Mortgage datapoints of the day
Just how bad is the mortgage mess right now?
Mike Konczal finds an Andy Kroll piece from January which shows just how unregulated mortgage servicing has been: the OCC, for instance, has never taken action against mortgage servicers. And it’s far from clear that it’s inclined to now:
The OCC, which regulates the nation’s largest banks, has initiated “examinations” of foreclosure and loss-mitigation procedures at big banks, “to be conducted over the next several weeks to confirm compliance and that banks have remedied any identified issues,” an OCC spokesman said.
The point here is that the decision to go after banks and loan servicers is ultimately a political one, and there doesn’t seem to be a huge amount of appetite in Washington to have another huge fight with the banks, so soon after the last one. The OCC could, at any minute, get very tough on the servicers. But will it? That’s very uncertain.
New buyers have stepped back from the market for distressed property, which now accounts for more than 30% of new transactions, according to RealtyTrac. New owners are worried they don’t have a legal right to their homes. Title insurers are worried about their exposure to faulty documents and unwilling to stand behind new purchases. Since title insurance is required for most mortgages, the market is essentially at a standstill.
In other words, the housing market, which was broken before, is even more broken now.
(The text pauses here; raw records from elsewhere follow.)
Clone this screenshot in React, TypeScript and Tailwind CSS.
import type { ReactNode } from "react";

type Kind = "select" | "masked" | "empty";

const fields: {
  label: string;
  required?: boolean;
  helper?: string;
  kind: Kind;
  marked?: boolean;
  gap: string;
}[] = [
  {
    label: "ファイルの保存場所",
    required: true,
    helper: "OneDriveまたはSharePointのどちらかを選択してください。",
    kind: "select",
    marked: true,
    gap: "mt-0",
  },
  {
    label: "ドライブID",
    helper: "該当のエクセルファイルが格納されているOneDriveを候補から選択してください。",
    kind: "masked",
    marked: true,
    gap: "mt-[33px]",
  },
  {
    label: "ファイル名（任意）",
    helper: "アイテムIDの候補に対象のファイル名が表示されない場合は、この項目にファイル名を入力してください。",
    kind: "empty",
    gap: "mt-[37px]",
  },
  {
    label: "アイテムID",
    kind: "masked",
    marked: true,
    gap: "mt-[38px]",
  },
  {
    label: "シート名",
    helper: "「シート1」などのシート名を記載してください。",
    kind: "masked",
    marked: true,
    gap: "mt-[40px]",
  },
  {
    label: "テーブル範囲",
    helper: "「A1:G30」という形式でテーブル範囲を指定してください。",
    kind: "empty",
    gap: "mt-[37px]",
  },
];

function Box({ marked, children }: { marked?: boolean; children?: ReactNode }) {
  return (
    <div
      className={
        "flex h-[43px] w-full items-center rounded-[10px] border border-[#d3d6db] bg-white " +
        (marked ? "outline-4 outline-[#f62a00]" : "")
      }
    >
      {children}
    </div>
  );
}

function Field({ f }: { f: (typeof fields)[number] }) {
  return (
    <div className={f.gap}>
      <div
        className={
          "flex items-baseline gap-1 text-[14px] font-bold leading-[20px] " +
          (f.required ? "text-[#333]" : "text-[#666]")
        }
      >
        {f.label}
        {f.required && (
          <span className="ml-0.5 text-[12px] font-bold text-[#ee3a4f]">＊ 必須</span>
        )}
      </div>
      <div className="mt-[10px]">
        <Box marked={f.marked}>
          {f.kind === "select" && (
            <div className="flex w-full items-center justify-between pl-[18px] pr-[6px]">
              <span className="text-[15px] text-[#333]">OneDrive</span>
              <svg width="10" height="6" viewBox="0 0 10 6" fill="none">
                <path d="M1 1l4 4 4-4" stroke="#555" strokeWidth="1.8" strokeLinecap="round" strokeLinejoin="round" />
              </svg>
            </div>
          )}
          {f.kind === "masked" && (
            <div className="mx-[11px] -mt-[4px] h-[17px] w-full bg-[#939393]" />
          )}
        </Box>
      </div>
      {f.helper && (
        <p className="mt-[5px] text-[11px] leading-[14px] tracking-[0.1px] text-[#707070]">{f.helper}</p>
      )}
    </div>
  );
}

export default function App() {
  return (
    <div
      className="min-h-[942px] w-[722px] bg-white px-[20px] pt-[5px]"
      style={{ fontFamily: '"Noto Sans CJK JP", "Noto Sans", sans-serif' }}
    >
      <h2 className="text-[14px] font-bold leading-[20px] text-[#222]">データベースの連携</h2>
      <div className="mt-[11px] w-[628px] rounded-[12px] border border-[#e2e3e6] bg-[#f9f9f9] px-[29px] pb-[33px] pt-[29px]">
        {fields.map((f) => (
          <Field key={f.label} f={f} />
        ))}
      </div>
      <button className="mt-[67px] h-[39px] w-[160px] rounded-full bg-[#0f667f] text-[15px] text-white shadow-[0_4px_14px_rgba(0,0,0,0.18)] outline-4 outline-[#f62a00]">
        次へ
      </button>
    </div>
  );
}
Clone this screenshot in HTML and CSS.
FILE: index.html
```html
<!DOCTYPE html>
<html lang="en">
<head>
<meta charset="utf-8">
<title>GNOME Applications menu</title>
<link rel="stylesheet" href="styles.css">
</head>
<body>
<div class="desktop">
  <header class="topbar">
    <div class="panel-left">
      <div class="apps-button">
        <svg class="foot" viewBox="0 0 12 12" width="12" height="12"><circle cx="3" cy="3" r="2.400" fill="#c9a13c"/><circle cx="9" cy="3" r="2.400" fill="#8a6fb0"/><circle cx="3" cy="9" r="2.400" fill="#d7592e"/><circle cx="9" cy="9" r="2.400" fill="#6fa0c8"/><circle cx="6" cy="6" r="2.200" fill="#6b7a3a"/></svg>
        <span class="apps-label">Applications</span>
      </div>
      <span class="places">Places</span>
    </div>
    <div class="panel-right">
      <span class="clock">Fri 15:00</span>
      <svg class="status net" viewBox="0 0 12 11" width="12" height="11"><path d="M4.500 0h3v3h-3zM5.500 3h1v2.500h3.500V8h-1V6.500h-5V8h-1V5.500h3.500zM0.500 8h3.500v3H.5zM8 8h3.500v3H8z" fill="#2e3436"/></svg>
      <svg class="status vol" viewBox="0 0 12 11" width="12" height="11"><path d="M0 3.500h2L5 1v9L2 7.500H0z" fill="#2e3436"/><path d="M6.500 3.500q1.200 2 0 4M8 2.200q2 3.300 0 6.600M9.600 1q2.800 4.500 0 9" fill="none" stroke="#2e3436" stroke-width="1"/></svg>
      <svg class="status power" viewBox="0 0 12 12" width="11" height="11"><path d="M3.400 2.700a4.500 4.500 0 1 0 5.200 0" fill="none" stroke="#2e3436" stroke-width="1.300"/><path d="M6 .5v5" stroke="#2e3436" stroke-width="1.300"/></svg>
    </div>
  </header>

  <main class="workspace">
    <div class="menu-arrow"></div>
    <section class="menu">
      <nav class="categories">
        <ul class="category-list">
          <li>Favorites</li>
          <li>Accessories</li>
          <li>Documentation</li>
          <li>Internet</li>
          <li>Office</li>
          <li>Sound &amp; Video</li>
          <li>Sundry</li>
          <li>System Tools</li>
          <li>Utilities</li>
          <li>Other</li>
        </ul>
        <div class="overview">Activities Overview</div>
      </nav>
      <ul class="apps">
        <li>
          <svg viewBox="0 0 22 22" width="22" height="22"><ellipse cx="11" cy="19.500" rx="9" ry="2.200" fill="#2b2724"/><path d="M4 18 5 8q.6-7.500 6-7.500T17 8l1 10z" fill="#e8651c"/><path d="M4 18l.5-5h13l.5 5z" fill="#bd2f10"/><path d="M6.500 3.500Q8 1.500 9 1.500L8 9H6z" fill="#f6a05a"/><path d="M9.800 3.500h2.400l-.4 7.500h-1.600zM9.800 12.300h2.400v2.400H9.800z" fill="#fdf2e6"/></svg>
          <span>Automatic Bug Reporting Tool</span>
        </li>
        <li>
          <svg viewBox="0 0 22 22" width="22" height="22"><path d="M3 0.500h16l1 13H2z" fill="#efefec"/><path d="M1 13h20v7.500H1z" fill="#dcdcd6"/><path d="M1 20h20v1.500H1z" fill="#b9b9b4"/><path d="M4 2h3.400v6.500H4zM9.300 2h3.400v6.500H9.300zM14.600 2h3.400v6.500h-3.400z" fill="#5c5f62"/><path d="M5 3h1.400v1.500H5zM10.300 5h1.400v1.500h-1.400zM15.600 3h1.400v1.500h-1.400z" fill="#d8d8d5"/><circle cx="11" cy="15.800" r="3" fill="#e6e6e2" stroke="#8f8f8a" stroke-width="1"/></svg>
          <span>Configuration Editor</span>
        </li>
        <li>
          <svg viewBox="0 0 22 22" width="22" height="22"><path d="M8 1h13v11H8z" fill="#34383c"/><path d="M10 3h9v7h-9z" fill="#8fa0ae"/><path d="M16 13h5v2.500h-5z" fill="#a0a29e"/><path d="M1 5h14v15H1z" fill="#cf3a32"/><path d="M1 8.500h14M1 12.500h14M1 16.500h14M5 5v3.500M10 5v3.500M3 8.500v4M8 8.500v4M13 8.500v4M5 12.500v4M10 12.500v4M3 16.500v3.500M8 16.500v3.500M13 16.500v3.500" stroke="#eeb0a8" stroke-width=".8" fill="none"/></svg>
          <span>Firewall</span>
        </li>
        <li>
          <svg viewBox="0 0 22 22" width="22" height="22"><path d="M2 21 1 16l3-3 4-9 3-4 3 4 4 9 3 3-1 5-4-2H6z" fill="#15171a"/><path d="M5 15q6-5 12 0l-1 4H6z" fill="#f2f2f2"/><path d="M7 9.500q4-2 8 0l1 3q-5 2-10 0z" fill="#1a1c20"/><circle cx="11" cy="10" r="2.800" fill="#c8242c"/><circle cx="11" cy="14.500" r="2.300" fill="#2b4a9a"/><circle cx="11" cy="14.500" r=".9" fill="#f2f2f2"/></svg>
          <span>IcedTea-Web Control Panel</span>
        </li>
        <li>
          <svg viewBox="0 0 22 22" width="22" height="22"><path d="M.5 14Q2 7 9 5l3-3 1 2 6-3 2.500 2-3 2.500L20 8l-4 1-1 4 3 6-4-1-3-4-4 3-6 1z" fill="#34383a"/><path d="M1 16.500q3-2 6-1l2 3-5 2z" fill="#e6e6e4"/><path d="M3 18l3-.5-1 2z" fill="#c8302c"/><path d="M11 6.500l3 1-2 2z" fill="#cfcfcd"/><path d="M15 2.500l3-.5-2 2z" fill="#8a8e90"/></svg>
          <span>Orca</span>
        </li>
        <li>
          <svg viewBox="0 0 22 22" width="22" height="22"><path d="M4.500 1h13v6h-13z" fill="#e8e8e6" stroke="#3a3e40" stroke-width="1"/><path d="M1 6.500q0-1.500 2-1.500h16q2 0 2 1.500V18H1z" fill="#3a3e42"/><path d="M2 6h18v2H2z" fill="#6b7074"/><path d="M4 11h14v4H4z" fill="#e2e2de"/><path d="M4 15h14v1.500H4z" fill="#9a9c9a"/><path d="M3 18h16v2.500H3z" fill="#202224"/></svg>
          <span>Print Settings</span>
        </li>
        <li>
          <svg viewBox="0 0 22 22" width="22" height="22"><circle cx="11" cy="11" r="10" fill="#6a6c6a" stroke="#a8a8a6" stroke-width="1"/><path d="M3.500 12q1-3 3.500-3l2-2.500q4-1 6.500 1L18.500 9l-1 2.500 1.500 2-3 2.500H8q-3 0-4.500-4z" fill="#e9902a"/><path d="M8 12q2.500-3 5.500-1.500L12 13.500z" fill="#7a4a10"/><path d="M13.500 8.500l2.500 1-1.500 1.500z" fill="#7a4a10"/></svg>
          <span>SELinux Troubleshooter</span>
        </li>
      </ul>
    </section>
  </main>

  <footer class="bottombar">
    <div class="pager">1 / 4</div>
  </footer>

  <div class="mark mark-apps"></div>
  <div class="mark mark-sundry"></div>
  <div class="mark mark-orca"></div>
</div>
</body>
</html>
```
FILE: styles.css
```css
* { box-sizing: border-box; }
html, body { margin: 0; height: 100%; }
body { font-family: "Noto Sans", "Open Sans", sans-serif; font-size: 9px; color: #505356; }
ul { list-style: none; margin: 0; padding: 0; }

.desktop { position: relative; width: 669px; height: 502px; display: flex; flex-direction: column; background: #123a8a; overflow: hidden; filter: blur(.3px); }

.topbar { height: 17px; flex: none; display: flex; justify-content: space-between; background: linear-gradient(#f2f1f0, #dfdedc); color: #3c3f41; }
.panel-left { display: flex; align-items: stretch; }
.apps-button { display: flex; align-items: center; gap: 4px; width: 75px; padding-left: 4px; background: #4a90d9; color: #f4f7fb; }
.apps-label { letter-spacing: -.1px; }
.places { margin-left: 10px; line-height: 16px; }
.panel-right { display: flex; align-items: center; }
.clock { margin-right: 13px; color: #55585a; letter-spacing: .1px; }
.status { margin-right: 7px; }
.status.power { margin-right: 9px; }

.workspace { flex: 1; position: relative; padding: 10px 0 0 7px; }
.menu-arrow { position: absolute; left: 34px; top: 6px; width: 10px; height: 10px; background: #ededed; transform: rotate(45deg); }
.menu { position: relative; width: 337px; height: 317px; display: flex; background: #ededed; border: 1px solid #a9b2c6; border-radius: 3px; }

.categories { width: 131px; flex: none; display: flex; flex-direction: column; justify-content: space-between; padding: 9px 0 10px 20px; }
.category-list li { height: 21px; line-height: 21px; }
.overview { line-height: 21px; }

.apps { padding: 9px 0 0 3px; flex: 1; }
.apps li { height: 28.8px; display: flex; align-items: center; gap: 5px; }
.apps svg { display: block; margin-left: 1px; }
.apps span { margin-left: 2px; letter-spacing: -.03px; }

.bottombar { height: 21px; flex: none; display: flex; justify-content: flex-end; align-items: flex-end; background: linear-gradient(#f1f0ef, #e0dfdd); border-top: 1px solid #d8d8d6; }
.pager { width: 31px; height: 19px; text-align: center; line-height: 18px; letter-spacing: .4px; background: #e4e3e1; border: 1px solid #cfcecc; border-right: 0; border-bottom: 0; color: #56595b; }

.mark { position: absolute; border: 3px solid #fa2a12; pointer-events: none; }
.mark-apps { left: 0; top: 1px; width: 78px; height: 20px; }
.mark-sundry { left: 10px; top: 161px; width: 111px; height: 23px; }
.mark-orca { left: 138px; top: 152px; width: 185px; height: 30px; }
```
What’s this all going to cost? Nelson Schwartz is throwing around numbers less than $10 billion, which is decidedly manageable, but that’s just the cost to banks, and crucially it assumes that the problem is merely one of paperwork. Hire a few new people, be a bit more diligent, and things will be able to sort themselves out.
If you start looking at the mortgage market, the potential cost gets much, much higher:
An alarming report on Bank of America, compiled by Branch Hill Capital, a San Francisco hedge fund, circulated widely on Wall Street on Thursday. Branch Hill suggested that the bank, the nation’s largest, could be facing more than $70 billion in losses from mortgage securities that it may have to repurchase from Fannie Mae and Freddie Mac, as well as private investors.
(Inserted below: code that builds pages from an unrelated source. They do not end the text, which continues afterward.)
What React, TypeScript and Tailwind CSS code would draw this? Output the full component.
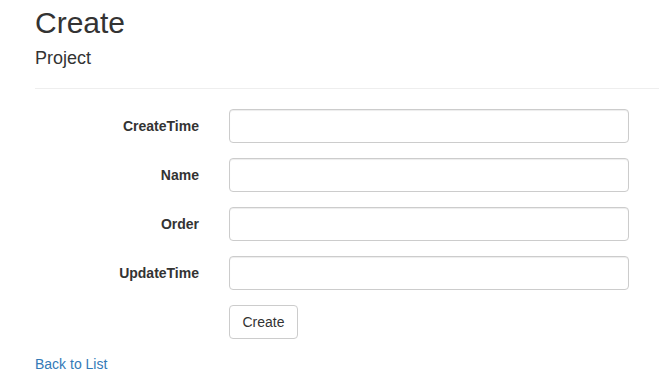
import React from 'react';

const fields = ['CreateTime', 'Name', 'Order', 'UpdateTime'];

const App = () => {
  return (
    <div className="min-h-screen bg-white pl-[35px] text-[14px] leading-[20px] text-[#333] overflow-hidden" style={{ fontFamily: '"Liberation Sans", Arial, sans-serif' }}>
      <h2 className="pt-[6px] text-[30px] leading-[33px] font-normal">Create</h2>
      <h4 className="mt-[9px] text-[18px] leading-[20px] font-normal">Project</h4>
      <hr className="mt-[20px] border-t border-[#eee]" />

      <form className="mt-[20px] flex flex-col gap-[15px]">
        {fields.map((f) => (
          <div key={f} className="flex items-center">
            <label className="w-[164px] text-right font-bold">{f}</label>
            <input type="text" className="ml-[30px] h-[34px] w-[400px] rounded-[4px] border border-[#ccc] px-3 shadow-[inset_0_1px_1px_rgba(0,0,0,0.075)] outline-none" />
          </div>
        ))}
        <div className="flex">
          <button type="button" className="ml-[194px] h-[34px] w-[69px] rounded-[4px] border border-[#ccc] bg-white text-[#333]">
            Create
          </button>
        </div>
      </form>

      <div className="mt-[15px]">
        <a href="#" className="text-[#337ab7]">Back to List</a>
      </div>
    </div>
  );
};

export default App;
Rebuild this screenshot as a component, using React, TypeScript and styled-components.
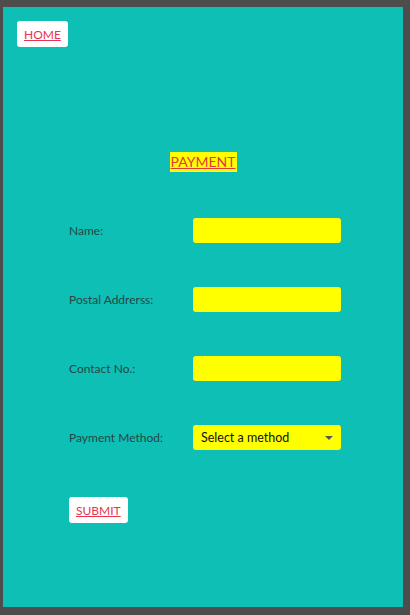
import React from "react";
import styled, { createGlobalStyle } from "styled-components";

const Global = createGlobalStyle`
  html, body { margin: 0; padding: 0; }
  body {
    background: #4d4d4d;
    font-family: Lato, "Noto Sans", sans-serif;
  }
`;

const Frame = styled.div`
  width: 410px;
  height: 615px;
  padding: 7px 0 0 3px;
  box-sizing: border-box;
`;

const Panel = styled.div`
  width: 400px;
  height: 600px;
  background: #0ebfb5;
  box-sizing: border-box;
  padding: 14px 0 0 14px;
  display: flex;
  flex-direction: column;
`;

const LinkButton = styled.a`
  align-self: flex-start;
  display: inline-flex;
  align-items: center;
  justify-content: center;
  height: 26px;
  padding: 0 7px;
  background: #ffffff;
  border-radius: 3px;
  color: #e8344c;
  font-size: 12px;
  text-decoration: underline;
  cursor: pointer;
  box-sizing: border-box;
`;

const HeadingRow = styled.div`
  display: flex;
  justify-content: center;
  padding-right: 13px;
  margin-top: 105px;
`;

const Heading = styled.h1`
  margin: 0;
  background: #ffff00;
  color: #e53a36;
  font-size: 14px;
  font-weight: 400;
  line-height: 20px;
  padding: 0 2px 0 1px;
  text-decoration: underline;
`;

const Form = styled.form`
  display: flex;
  flex-direction: column;
  gap: 44px;
  margin: 46px 0 0 52px;
`;

const Row = styled.div`
  display: flex;
  align-items: center;
  height: 25px;
`;

const Label = styled.label`
  width: 124px;
  font-size: 12px;
  color: #264545;
`;

const Input = styled.input`
  width: 148px;
  height: 25px;
  box-sizing: border-box;
  border: none;
  border-radius: 3px;
  background: #ffff00;
  outline: none;
`;

const Select = styled.div`
  width: 148px;
  height: 25px;
  box-sizing: border-box;
  border-radius: 3px;
  background: #ffff00;
  display: flex;
  align-items: center;
  justify-content: space-between;
  padding: 0 8px 0 8px;
  font-size: 12.5px;
  color: #111;
`;

const Caret = styled.span`
  width: 0;
  height: 0;
  border-left: 4px solid transparent;
  border-right: 4px solid transparent;
  border-top: 4px solid #555;
`;

const Submit = styled(LinkButton)`
  margin-top: 3px;
`;

export default function App() {
  return (
    <Frame>
      <Global />
      <Panel>
        <LinkButton>HOME</LinkButton>
        <HeadingRow>
          <Heading>PAYMENT</Heading>
        </HeadingRow>
        <Form>
          <Row>
            <Label>Name:</Label>
            <Input />
          </Row>
          <Row>
            <Label>Postal Addrerss:</Label>
            <Input />
          </Row>
          <Row>
            <Label>Contact No.:</Label>
            <Input />
          </Row>
          <Row>
            <Label>Payment Method:</Label>
            <Select>
              <span>Select a method</span>
              <Caret />
            </Select>
          </Row>
          <Submit>SUBMIT</Submit>
        </Form>
      </Panel>
    </Frame>
  );
}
“We think this is a very important issue, and the liability will be substantial,” said Manal Mehta, a partner at Branch Hill. “There has been pervasive bad behavior throughout the system.”
The problem is hardly confined to Bank of America, of course. All investment banks did this, which means they all have enormous potential liabilities.
And then the costs to the broader housing market are higher still. The longer that market fails to properly clear, and the longer that the overhang of unsold houses continues to grow, the less it makes sense to talk about what any given house is “worth” — and the more it makes sense for homeowners to default on their mortgages. They’re very unlikely to get thrown out of their homes for at least a year and possibly much longer, and there’s a pretty good chance, if they’re underwater, that at the end of this mess they’ll be able to negotiate some kind of principal reduction.
So what are the mortgage originators and investors doing about this huge problem? It looks as though they’re sticking their heads in the sand:
The Executive Director of the American Securitization Forum, Tom Deutsch, released the following statement regarding misinformation circulating within the financial markets that transfers of residential mortgage loans to securitization trusts were not valid.
“In the last few days, concerns have been raised as to whether the standard industry methods of transferring ownership of residential mortgage loans to securitization trusts are sufficient and appropriate. These concerns are without merit and our membership is confident that these methods of transfer are sound and based on a well-established body of law governing a multi-trillion dollar secondary mortgage market.”
Apparently the Forum is going to release a white paper “over the course of the next two weeks” designed to put our minds to rest. Needless to say, it won’t. Even if the narrow question of the transfer of ownership to the securitization trust is cleared up, there are still numerous enormous concerns surrounding mortgage bonds, including whether the banks misled investors, whether investors might be able to force the banks to buy the bonds back, and whether the bonds themselves are going to plunge in value as house prices fall, defaults rise, and the ability to foreclose on notes in default slowly evaporates.
And what happens if and when the homeowners who have already been foreclosed upon start filing class action suits against various parts of the financial-services industry, saying that the banks had no right to do that? If the verdicts of kangaroo courts start being overturned, things could start getting really messy.
What’s desperately needed here — and what isn’t going to happen — is someone to come in and take ownership of the whole mess, and cobble together a roadmap for getting out of it. But that would take more political will than seems to exist in the White House. So this is going to drag on, painfully, state by state, quite possibly for years. And while it’s doing so, the chances of any kind of robust economic recovery — at least outside the world of high-priced legal firms — seem slim indeed.